--- SOURCE MATERIAL ---
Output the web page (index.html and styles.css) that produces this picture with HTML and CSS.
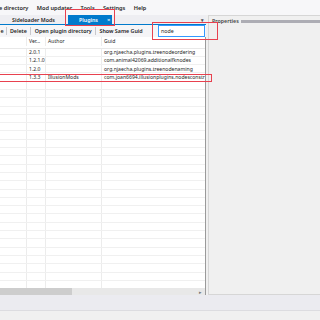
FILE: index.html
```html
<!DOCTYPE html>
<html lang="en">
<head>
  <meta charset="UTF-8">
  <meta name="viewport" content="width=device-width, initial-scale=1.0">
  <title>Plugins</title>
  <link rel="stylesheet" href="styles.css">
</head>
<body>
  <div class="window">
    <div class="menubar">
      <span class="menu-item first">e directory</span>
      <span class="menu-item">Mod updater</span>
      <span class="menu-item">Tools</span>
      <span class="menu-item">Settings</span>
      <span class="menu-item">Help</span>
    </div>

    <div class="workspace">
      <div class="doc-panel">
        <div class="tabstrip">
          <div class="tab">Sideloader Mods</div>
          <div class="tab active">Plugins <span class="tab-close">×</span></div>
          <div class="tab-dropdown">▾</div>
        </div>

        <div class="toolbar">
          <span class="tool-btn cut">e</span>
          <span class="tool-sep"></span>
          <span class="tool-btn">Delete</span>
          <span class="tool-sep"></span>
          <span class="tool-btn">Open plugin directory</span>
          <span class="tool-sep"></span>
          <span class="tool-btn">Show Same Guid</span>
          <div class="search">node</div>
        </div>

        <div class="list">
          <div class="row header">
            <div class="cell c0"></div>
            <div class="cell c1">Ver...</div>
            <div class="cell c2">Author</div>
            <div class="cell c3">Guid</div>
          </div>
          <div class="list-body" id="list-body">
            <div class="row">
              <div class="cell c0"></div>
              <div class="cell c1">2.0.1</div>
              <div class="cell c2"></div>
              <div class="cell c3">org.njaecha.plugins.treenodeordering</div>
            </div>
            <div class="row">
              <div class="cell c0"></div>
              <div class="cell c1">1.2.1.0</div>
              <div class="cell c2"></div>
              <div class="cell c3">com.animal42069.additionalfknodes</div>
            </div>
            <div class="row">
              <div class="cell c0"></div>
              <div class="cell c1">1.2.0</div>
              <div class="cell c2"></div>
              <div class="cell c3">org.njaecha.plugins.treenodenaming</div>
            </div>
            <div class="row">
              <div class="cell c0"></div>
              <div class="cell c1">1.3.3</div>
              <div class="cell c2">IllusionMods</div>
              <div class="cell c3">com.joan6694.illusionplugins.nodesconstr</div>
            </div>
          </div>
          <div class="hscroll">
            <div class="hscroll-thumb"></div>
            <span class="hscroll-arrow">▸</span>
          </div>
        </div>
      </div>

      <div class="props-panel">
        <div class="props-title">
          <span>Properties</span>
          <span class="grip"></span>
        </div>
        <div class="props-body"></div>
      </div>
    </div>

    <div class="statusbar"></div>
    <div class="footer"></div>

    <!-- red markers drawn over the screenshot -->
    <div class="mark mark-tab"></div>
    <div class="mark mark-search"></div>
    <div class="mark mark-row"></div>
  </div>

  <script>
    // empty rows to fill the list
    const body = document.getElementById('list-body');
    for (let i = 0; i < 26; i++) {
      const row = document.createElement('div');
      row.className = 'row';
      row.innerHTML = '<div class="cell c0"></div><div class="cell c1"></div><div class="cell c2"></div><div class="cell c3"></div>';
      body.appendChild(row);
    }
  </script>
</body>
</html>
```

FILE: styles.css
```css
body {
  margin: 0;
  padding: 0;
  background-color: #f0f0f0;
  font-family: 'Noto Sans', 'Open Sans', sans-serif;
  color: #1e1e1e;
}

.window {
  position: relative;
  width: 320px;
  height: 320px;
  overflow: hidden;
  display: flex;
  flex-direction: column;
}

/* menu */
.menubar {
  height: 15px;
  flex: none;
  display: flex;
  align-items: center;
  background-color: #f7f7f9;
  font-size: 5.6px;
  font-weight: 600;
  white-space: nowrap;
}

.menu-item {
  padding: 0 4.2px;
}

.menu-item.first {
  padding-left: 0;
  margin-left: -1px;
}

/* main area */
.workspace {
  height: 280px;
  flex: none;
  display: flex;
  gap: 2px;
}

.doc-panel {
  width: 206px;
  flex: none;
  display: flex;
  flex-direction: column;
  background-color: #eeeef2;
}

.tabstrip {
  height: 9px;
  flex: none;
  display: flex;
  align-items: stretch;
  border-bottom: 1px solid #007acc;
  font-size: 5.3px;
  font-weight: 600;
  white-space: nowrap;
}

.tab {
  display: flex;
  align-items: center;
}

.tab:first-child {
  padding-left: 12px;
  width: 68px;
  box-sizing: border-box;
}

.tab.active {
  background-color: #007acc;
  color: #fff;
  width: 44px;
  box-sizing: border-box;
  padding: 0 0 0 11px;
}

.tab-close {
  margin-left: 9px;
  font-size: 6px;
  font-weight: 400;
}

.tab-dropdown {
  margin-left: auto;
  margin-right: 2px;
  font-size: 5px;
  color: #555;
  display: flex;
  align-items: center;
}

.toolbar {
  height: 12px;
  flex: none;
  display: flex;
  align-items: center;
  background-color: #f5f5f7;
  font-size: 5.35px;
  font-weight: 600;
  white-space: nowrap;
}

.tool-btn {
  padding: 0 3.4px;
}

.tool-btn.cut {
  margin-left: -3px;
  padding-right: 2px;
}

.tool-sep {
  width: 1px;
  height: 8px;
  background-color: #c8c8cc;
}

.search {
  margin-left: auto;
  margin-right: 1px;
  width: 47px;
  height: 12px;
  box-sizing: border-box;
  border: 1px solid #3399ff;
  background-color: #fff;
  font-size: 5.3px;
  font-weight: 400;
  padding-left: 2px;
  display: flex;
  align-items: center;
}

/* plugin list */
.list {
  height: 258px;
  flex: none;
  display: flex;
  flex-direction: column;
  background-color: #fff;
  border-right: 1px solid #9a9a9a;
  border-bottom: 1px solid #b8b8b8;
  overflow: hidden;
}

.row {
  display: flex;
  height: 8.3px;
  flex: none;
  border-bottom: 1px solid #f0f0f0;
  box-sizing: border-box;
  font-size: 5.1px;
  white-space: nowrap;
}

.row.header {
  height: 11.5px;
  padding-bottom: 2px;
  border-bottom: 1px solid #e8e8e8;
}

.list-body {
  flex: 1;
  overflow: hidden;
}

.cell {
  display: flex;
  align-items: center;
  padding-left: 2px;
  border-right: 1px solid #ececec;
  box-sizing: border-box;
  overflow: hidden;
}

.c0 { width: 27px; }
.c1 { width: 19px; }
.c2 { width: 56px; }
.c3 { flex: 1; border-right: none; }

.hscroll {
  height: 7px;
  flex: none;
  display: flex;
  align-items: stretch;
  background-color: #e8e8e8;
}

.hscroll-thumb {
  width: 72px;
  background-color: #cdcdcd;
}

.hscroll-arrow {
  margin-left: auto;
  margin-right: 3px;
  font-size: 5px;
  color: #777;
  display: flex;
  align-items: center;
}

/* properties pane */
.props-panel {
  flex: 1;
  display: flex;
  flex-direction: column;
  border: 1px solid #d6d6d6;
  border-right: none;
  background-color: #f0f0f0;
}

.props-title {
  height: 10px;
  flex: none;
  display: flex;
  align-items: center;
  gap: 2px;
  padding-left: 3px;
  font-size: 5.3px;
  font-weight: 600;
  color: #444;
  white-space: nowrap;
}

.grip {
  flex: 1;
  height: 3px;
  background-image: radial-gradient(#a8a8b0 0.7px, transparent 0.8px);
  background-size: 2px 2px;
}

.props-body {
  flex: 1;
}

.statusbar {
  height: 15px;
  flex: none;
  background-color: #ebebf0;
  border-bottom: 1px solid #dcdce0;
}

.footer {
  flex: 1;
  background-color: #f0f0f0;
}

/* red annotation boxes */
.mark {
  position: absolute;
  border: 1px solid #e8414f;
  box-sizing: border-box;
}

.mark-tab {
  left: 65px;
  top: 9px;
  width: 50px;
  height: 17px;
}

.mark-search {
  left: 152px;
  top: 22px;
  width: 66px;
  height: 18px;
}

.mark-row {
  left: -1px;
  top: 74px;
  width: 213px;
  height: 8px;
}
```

--- TASK STATEMENT ---
Identify the lines above that contain the word "styles", then copy them.

--- WRITTEN RESPONSE ---
Output the web page (index.html and styles.css) that produces this picture with HTML and CSS.
  <link rel="stylesheet" href="styles.css">
FILE: styles.css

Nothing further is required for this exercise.